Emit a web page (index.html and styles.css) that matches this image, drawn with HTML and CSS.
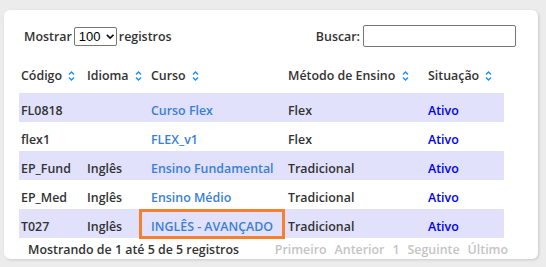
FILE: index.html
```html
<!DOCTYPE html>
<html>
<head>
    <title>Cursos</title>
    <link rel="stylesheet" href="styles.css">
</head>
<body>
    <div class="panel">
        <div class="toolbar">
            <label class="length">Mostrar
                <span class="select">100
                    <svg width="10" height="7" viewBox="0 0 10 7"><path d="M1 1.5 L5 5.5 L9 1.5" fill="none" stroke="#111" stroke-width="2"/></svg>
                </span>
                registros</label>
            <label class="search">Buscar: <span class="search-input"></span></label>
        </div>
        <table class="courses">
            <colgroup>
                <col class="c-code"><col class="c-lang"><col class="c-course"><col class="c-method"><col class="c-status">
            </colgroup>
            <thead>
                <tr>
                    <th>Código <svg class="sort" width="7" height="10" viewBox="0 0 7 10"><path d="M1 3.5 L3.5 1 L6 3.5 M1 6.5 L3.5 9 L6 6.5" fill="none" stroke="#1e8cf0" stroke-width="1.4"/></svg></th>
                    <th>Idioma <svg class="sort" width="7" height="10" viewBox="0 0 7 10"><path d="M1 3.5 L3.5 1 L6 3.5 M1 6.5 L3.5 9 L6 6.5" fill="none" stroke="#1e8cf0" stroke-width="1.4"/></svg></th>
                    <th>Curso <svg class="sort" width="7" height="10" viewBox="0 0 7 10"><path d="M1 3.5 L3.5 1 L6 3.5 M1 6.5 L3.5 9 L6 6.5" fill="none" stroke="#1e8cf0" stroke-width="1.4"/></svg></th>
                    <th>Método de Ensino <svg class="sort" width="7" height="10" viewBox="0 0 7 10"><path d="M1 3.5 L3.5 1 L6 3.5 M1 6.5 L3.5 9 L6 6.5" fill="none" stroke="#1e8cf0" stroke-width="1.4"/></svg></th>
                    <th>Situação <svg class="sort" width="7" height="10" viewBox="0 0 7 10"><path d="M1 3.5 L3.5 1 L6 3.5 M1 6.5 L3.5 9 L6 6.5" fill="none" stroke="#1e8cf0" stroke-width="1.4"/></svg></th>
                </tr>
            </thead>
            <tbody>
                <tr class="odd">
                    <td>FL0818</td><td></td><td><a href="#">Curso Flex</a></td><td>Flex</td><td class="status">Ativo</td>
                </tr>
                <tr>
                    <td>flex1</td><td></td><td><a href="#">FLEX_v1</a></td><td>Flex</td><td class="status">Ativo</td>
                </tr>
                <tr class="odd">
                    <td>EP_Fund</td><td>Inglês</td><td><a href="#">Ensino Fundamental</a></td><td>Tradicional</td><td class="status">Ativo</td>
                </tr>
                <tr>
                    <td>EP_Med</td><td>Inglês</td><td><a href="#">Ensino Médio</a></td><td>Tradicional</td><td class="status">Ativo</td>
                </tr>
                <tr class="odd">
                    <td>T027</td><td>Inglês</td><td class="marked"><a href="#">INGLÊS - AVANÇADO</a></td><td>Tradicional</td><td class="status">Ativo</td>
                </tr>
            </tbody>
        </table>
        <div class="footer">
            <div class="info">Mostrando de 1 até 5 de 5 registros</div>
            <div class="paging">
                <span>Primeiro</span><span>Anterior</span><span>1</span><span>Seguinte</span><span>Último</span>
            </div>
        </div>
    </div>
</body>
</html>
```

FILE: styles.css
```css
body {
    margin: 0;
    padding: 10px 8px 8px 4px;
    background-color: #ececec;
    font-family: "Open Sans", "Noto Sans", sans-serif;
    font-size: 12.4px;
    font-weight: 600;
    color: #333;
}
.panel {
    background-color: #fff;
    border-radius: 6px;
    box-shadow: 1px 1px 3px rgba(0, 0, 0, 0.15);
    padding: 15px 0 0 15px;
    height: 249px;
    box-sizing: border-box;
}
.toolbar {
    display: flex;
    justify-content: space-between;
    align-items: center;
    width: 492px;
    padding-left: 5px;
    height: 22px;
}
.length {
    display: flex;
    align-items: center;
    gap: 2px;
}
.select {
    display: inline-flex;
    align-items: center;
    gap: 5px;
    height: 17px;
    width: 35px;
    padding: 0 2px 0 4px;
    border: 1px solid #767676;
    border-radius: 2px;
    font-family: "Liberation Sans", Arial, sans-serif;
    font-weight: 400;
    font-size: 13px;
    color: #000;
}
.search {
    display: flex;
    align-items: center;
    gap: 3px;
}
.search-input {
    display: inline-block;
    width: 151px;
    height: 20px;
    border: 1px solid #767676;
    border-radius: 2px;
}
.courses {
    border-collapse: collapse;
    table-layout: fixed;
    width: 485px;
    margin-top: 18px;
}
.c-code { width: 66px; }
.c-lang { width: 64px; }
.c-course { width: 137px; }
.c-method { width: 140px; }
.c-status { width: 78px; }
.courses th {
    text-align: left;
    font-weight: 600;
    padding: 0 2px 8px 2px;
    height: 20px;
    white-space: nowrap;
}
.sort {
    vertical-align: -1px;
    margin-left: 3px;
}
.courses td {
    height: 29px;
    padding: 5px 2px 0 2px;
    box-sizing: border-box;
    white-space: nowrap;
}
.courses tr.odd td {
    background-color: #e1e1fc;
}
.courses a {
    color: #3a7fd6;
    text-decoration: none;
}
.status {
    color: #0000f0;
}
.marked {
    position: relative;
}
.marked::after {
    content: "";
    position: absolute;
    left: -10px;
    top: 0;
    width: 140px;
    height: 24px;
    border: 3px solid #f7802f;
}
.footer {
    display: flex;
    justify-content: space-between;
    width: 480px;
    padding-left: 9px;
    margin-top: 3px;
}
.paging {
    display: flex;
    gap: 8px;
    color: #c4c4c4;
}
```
==
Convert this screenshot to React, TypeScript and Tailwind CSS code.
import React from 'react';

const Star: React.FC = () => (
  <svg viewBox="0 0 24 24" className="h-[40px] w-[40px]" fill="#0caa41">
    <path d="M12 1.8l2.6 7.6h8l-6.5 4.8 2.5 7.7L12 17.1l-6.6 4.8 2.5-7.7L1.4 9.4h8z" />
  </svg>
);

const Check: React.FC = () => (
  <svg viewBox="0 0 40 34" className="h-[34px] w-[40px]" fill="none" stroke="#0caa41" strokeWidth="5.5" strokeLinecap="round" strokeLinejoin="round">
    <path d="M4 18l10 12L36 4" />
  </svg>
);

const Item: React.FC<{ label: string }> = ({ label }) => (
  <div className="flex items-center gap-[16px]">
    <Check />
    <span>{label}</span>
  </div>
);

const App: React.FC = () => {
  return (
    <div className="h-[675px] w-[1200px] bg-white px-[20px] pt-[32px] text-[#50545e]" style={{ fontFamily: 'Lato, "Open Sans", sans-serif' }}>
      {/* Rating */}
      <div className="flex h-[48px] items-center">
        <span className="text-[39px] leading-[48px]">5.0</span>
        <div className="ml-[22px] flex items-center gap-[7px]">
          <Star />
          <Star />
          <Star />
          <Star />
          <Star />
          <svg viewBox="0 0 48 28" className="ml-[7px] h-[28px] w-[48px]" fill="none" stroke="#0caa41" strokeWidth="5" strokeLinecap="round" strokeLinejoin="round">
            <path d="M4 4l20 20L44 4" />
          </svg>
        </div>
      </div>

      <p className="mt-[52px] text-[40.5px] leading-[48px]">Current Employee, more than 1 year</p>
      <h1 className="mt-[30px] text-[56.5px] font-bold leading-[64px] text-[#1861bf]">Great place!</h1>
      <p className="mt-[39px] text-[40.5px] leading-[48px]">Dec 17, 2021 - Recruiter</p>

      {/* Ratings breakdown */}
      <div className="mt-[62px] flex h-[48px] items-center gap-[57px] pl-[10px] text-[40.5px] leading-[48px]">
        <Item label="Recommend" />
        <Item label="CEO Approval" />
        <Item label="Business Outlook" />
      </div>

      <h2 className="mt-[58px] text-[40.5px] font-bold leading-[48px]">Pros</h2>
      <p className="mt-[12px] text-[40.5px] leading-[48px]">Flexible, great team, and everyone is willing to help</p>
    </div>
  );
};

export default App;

▶ [WORK TO DO]:
Copy each line that contains the word "styles".

▶ [TASK RESPONSE]:
Emit a web page (index.html and styles.css) that matches this image, drawn with HTML and CSS.
    <link rel="stylesheet" href="styles.css">
FILE: styles.css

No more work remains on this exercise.